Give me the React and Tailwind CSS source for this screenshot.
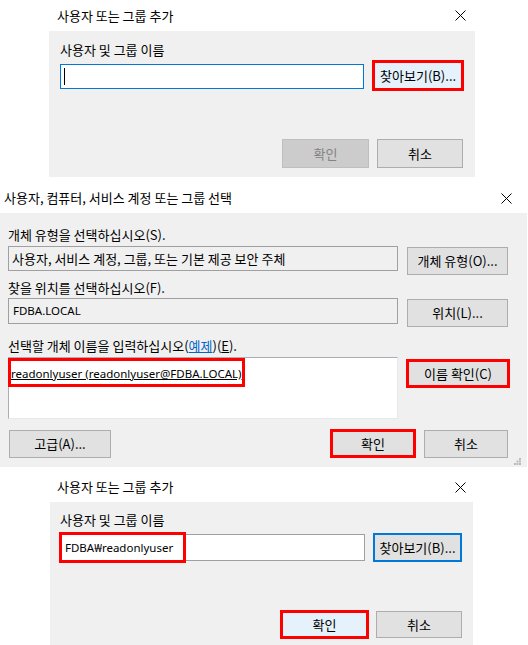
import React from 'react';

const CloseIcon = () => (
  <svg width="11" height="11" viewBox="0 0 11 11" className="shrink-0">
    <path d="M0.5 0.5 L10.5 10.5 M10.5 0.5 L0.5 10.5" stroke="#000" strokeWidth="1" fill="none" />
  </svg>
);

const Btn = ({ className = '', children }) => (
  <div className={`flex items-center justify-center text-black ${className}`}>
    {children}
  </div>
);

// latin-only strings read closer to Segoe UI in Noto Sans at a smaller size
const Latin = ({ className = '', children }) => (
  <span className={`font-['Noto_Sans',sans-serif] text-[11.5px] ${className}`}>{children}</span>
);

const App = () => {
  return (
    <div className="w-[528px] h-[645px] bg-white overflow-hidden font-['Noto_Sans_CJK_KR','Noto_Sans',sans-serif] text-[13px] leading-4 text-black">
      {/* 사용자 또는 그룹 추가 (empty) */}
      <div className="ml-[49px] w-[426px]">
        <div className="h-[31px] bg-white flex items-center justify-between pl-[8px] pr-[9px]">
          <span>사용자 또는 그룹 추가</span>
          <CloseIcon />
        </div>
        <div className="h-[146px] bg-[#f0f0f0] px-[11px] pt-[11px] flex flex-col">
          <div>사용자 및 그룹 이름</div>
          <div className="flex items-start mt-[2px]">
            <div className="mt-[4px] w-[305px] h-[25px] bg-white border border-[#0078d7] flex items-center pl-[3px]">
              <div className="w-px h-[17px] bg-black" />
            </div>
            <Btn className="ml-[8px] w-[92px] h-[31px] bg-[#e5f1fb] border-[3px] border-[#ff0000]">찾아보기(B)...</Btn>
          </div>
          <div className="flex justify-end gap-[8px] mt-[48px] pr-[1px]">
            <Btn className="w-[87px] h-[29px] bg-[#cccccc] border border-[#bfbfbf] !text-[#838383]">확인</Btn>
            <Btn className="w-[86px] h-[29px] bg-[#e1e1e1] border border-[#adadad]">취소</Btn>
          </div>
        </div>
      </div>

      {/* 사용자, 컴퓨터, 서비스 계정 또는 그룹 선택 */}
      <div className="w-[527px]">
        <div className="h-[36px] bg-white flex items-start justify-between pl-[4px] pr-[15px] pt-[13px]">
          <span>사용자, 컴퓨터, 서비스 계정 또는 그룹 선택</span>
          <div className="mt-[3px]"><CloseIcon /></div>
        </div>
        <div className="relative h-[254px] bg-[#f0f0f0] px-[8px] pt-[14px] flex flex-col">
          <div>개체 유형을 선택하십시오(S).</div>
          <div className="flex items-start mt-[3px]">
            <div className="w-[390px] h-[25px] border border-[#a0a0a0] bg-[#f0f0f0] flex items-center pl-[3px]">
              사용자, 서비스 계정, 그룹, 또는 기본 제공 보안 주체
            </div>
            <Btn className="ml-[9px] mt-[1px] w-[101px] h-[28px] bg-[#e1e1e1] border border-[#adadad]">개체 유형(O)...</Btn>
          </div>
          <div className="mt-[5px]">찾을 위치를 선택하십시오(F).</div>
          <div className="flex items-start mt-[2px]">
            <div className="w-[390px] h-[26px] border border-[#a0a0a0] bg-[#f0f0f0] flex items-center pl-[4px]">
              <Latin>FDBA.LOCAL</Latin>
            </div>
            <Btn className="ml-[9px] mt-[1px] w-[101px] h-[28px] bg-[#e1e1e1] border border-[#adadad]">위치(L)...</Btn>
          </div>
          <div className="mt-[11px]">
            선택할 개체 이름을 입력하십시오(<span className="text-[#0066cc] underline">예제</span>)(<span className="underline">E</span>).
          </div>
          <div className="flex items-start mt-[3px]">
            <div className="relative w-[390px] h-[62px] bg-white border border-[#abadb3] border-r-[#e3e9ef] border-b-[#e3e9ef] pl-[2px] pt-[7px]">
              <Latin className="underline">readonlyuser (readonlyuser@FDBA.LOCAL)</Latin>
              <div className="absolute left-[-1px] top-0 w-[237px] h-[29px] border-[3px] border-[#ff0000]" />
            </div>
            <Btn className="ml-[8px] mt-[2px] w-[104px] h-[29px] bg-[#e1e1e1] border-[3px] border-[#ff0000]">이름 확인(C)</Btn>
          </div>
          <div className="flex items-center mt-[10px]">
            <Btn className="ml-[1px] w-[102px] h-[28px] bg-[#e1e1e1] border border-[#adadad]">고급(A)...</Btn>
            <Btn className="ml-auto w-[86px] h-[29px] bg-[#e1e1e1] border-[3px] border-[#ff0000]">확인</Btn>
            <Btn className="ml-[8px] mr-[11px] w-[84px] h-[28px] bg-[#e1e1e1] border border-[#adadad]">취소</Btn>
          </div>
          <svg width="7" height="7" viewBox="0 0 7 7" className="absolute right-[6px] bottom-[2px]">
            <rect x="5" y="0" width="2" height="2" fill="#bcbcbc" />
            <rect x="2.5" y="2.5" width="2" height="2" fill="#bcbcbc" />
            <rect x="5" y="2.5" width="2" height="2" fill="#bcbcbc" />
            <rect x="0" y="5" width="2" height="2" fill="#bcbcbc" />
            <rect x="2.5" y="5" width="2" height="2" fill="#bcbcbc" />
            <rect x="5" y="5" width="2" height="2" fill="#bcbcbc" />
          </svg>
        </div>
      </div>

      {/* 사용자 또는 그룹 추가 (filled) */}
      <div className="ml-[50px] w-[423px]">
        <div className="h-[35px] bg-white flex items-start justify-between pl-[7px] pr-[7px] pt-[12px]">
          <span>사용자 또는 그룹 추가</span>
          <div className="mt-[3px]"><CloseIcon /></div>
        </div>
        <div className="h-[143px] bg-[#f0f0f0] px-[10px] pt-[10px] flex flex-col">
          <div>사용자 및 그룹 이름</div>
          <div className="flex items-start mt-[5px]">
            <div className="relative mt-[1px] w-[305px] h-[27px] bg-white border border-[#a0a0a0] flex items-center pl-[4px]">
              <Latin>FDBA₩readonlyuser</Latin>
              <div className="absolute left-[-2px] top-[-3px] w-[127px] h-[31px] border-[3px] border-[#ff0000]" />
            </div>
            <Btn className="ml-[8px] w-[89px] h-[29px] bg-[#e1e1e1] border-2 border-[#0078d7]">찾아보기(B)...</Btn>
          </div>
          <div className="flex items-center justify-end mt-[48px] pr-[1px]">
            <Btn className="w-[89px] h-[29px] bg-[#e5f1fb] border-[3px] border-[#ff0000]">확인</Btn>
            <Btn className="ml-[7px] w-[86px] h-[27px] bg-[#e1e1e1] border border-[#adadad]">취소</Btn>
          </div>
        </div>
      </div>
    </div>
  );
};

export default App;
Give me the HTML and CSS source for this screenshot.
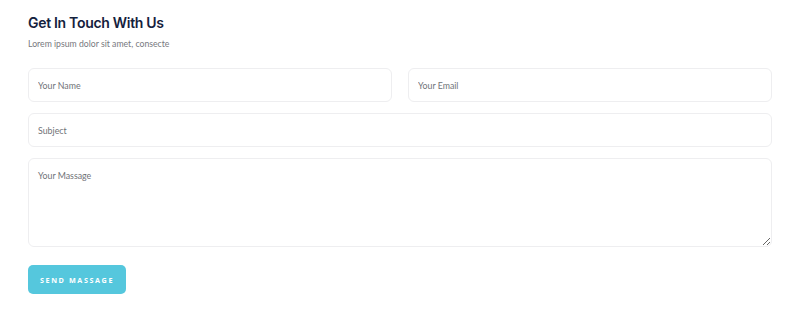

= = = =

SHORT EXERCISE -> Copy out every line from the data above that has "this" in it.

EXERCISE RESULT ->
Give me the React and Tailwind CSS source for this screenshot.
Give me the HTML and CSS source for this screenshot.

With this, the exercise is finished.